Ingapirca - Ecuador's largest Inca ruins

This is Mike...
We visited Ingapirca on the way to Cuenca. The elevation was 10,400 feet (3170 meters) so the air was thin, the wind cold, and it even drizzled a bit on us. The girls tried staying warm but since they were wearing summer clothes and it was near 40 degrees (5 degrees centigrade) it was a challenge. The ruins are just amazing and made with such detail. The ruins sit on a high hill between two rivers with four high mountain peaks surrounding it. The mountain peaks around the site happen to be positioned perfectly north, south, east and west. During the zenith of the Inca empire each mountain top had spotter camps on them to alert the temple of impending attacks etc. The Inca temples of the sun and the moon were important places for them indeed.
Many of the mountains in the Andes are treeless or nearly so. Many of the forest have been replaced by agriculture.

The pre Inca ruins of the Canari peoples served as a base for the Inca temples

Each angles and curve had a meaning for the solar and lunar observations

A moon dial near the lunar temple

The stone tools that were used for grinding food

A grinding station for pulverizing ingredients for paints

Many of the stones are being returned to the temple from nearby looters

A section of stone aqueduct that distributed water through the villages and temples for thousands of years

The girls standing in front of amazing stone work

The remains of the only intact Inca home.
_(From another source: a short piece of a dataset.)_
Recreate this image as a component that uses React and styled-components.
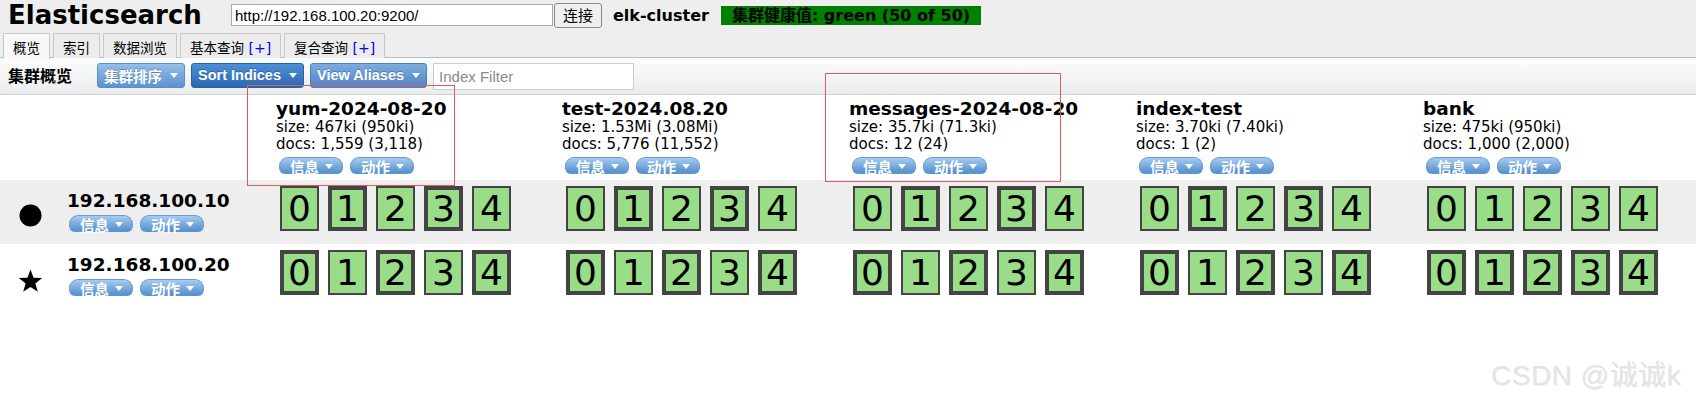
import React from "react";
import styled, { createGlobalStyle, css } from "styled-components";

const indices = [
  { name: "yum-2024-08-20", size: "467ki (950ki)", docs: "1,559 (3,118)" },
  { name: "test-2024.08.20", size: "1.53Mi (3.08Mi)", docs: "5,776 (11,552)" },
  { name: "messages-2024-08-20", size: "35.7ki (71.3ki)", docs: "12 (24)" },
  { name: "index-test", size: "3.70ki (7.40ki)", docs: "1 (2)" },
  { name: "bank", size: "475ki (950ki)", docs: "1,000 (2,000)" },
];

// primary shard numbers for each node, per index
const nodes = [
  { ip: "192.168.100.10", master: true, primaries: [[1, 3], [1, 3], [1, 3], [1, 3], []] },
  { ip: "192.168.100.20", master: false, primaries: [[0, 2, 4], [0, 2, 4], [0, 2, 4], [0, 2, 4], [0, 1, 2, 3, 4]] },
];

const tabs = ["概览", "索引", "数据浏览", "基本查询", "复合查询"];

export default function App() {
  return (
    <Page>
      <GlobalStyle />
      <Header>
        <TopBar>
          <Title>Elasticsearch</Title>
          <UriInput defaultValue="http://192.168.100.20:9200/" />
          <ConnectButton>连接</ConnectButton>
          <ClusterName>elk-cluster</ClusterName>
          <Health>集群健康值: green (50 of 50)</Health>
        </TopBar>
        <Tabs>
          {tabs.map((t, i) => (
            <Tab key={t} $active={i === 0}>
              {t}
              {i > 2 && <Plus> [+]</Plus>}
            </Tab>
          ))}
        </Tabs>
      </Header>

      <Toolbar>
        <SectionTitle>集群概览</SectionTitle>
        <MenuButton $tone="light">集群排序<Caret /></MenuButton>
        <MenuButton $tone="dark">Sort Indices<Caret /></MenuButton>
        <MenuButton $tone="mid">View Aliases<Caret /></MenuButton>
        <FilterInput placeholder="Index Filter" />
      </Toolbar>

      <Row>
        <Cell />
        {indices.map((ix) => (
          <IndexHeader key={ix.name}>
            <Name>{ix.name}</Name>
            <Stat>size: {ix.size}</Stat>
            <Stat>docs: {ix.docs}</Stat>
            <Pills>
              <Pill>信息<Caret $small /></Pill>
              <Pill>动作<Caret $small /></Pill>
            </Pills>
          </IndexHeader>
        ))}
      </Row>

      {nodes.map((n, r) => (
        <Row key={n.ip} $striped={r === 0}>
          <NodeCell>
            <NodeIcon>
              {n.master ? (
                <svg width="23" height="23" viewBox="0 0 23 23">
                  <circle cx="11.5" cy="11.5" r="11" fill="#000" />
                </svg>
              ) : (
                <svg width="27" height="26" viewBox="0 0 24 23">
                  <polygon
                    fill="#000"
                    points="12,0.5 14.9,8.3 23.2,8.6 16.7,13.8 19,21.8 12,17.2 5,21.8 7.3,13.8 0.8,8.6 9.1,8.3"
                  />
                </svg>
              )}
            </NodeIcon>
            <div>
              <Name>{n.ip}</Name>
              <Pills $node>
                <Pill>信息<Caret $small /></Pill>
                <Pill>动作<Caret $small /></Pill>
              </Pills>
            </div>
          </NodeCell>
          {indices.map((ix, c) => (
            <ShardCell key={ix.name}>
              {[0, 1, 2, 3, 4].map((s) => (
                <Shard key={s} $primary={n.primaries[c].includes(s)}>
                  {s}
                </Shard>
              ))}
            </ShardCell>
          ))}
        </Row>
      ))}

      <Marker style={{ left: 247, top: 85, width: 208, height: 101 }} />
      <Marker style={{ left: 825, top: 73, width: 236, height: 109 }} />
      <Watermark>CSDN @诚诚k</Watermark>
    </Page>
  );
}

// ---------------- Styled Components ----------------
const GlobalStyle = createGlobalStyle`
  html, body {
    margin: 0;
    padding: 0;
    background: #fff;
  }
  body {
    font-family: "DejaVu Sans", Verdana, "Noto Sans CJK SC", sans-serif;
    color: #000;
  }
`;

const Page = styled.div`
  position: relative;
  width: 1696px;
  min-height: 398px;
`;

const Header = styled.div`
  background: #eee;
`;

const TopBar = styled.div`
  display: flex;
  align-items: center;
  height: 30px;
  padding-left: 8px;
`;

const Title = styled.div`
  flex: 0 0 223px;
  font-size: 26px;
  font-weight: bold;
  line-height: 30px;
`;

const UriInput = styled.input`
  box-sizing: border-box;
  width: 322px;
  height: 22px;
  margin: 0;
  padding: 0 3px;
  border: 1px solid #a9a9a9;
  background: #fff;
  font-family: "Liberation Sans", Arial, sans-serif;
  font-size: 15px;
  color: #000;
`;

const ConnectButton = styled.button`
  box-sizing: border-box;
  width: 48px;
  height: 25px;
  margin: 0 0 0 1px;
  padding: 0;
  border: 1px solid #8a8a8a;
  border-radius: 3px;
  background: #efefef;
  font-family: "Noto Sans CJK SC", sans-serif;
  font-size: 15px;
  line-height: 22px;
  color: #000;
`;

const ClusterName = styled.div`
  margin-left: 11px;
  font-size: 16px;
  font-weight: bold;
`;

const Health = styled.div`
  margin-left: 12px;
  height: 19px;
  padding: 0 11px;
  background: #008000;
  font-family: "DejaVu Sans", "Noto Sans CJK SC", sans-serif;
  font-size: 16px;
  font-weight: bold;
  line-height: 19px;
  color: #000;
`;

const Tabs = styled.div`
  display: flex;
  gap: 3px;
  margin-top: 3px;
  padding-left: 3px;
  height: 24px;
  border-bottom: 1px solid #bbb;
`;

const Tab = styled.div`
  height: 23px;
  padding: 1px 9px 0;
  border: 1px solid #c8c8c8;
  border-bottom: none;
  background: #ececec;
  font-family: "Noto Sans CJK SC", sans-serif;
  font-size: 13.5px;
  line-height: 24px;
  color: #000;
  ${(p) =>
    p.$active &&
    css`
      height: 24px;
      background: #f8f8f8;
    `}
`;

const Plus = styled.span`
  color: #00f;
  font-family: "DejaVu Sans", sans-serif;
  font-size: 14px;
`;

const Toolbar = styled.div`
  display: flex;
  align-items: center;
  gap: 6px;
  height: 36px;
  padding-left: 8px;
  background: linear-gradient(#fdfdfd, #eaecee);
  border-bottom: 1px solid #cfcfcf;
`;

const SectionTitle = styled.div`
  flex: 0 0 83px;
  font-family: "Noto Sans CJK SC", sans-serif;
  font-size: 16px;
  font-weight: bold;
  margin-top: -2px;
`;

const tones = {
  light: ["#93bfea", "#5b92cf", "#5d8fc6"],
  dark: ["#4d8fd6", "#2a69b2", "#2a62a4"],
  mid: ["#7eacdf", "#4d85c6", "#4f80ba"],
};

const MenuButton = styled.div`
  display: flex;
  align-items: center;
  box-sizing: border-box;
  height: 25px;
  margin-top: -2px;
  padding: 0 6px;
  border: 1px solid ${(p) => tones[p.$tone][2]};
  border-radius: 3px;
  background: linear-gradient(${(p) => tones[p.$tone][0]}, ${(p) => tones[p.$tone][1]});
  font-family: "Liberation Sans", Arial, "Noto Sans CJK SC", sans-serif;
  font-size: 14.5px;
  font-weight: bold;
  color: #fff;
  text-shadow: 0 -1px 0 rgba(0, 0, 0, 0.25);
`;

const Caret = styled.span`
  display: inline-block;
  width: 0;
  height: 0;
  margin-left: ${(p) => (p.$small ? 6 : 8)}px;
  border-left: 4px solid transparent;
  border-right: 4px solid transparent;
  border-top: 5px solid #fff;
`;

const FilterInput = styled.input`
  box-sizing: border-box;
  width: 201px;
  height: 27px;
  margin: 0;
  padding: 0 5px;
  border: 1px solid #ccc;
  background: #fff;
  font-family: "Liberation Sans", Arial, sans-serif;
  font-size: 15px;
  &::placeholder {
    color: #8a8a8a;
  }
`;

const Row = styled.div`
  display: grid;
  grid-template-columns: 272px 286px 287px 287px 287px 268px;
  height: ${(p) => (p.$striped === undefined ? 85 : 64)}px;
  background: ${(p) => (p.$striped ? "#eee" : "transparent")};
`;

const Cell = styled.div``;

const IndexHeader = styled.div`
  padding: 4px 0 0 4px;
`;

const Name = styled.div`
  font-size: 18.5px;
  font-weight: bold;
  line-height: 20px;
  white-space: nowrap;
`;

const Stat = styled.div`
  font-size: 15px;
  line-height: 17px;
  white-space: nowrap;
`;

const Pills = styled.div`
  display: flex;
  gap: 7px;
  margin-top: 4px;
  margin-left: ${(p) => (p.$node ? 2 : 3)}px;
`;

const Pill = styled.div`
  display: flex;
  align-items: center;
  box-sizing: border-box;
  height: 17px;
  padding: 1px 9px 0 10px;
  border: 1px solid #6b9bd0;
  border-bottom: none;
  border-radius: 9px 9px 6px 6px;
  background: linear-gradient(#a6cbf0, #5a94d1 85%);
  font-family: "Noto Sans CJK SC", sans-serif;
  font-size: 14.5px;
  font-weight: bold;
  color: #fff;
  line-height: 16px;
`;

const NodeCell = styled.div`
  display: flex;
  align-items: flex-start;
  padding-top: 11px;
`;

const NodeIcon = styled.div`
  display: flex;
  justify-content: center;
  width: 25px;
  margin: 13px 24px 0 18px;
`;

const ShardCell = styled.div`
  display: flex;
  gap: 9px;
  padding: 6px 0 0 8px;
`;

const Shard = styled.div`
  display: flex;
  align-items: center;
  justify-content: center;
  box-sizing: border-box;
  width: 39px;
  height: 45px;
  border: ${(p) => (p.$primary ? 4 : 2)}px solid #444;
  background: #99dd88;
  font-size: 36px;
  line-height: 1;
  color: #000;
`;

const Marker = styled.div`
  position: absolute;
  box-sizing: border-box;
  border: 1.5px solid #e25a5a;
  pointer-events: none;
`;

const Watermark = styled.div`
  position: absolute;
  left: 1491px;
  top: 353px;
  font-family: "Liberation Sans", Arial, "Noto Sans CJK SC", sans-serif;
  font-size: 28px;
  letter-spacing: 0.5px;
  font-weight: normal;
  color: #e4e4e4;
  text-shadow: 1px 1px 0 rgba(0, 0, 0, 0.08);
  white-space: nowrap;
`;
The inner walls had insets for religious artifacts and other special items.

The girls tried staying out of the icy wind behind the walls of the temple of the sun.

The joints and seems were perfect

The white tags on the outer walls are there to measure movement of the walls. The temple of the sun is built next to a made made wall that is nearly 150 feet high in places.

This view shows how vegetation grew up the hills and walls of the temple compound

The drive from Banos to Cuenca was some biggest changes in altitude on our journey so far. Our ears were constantly adjusting to the ups and downs ranging from 5,000 feet to 12,000 feet.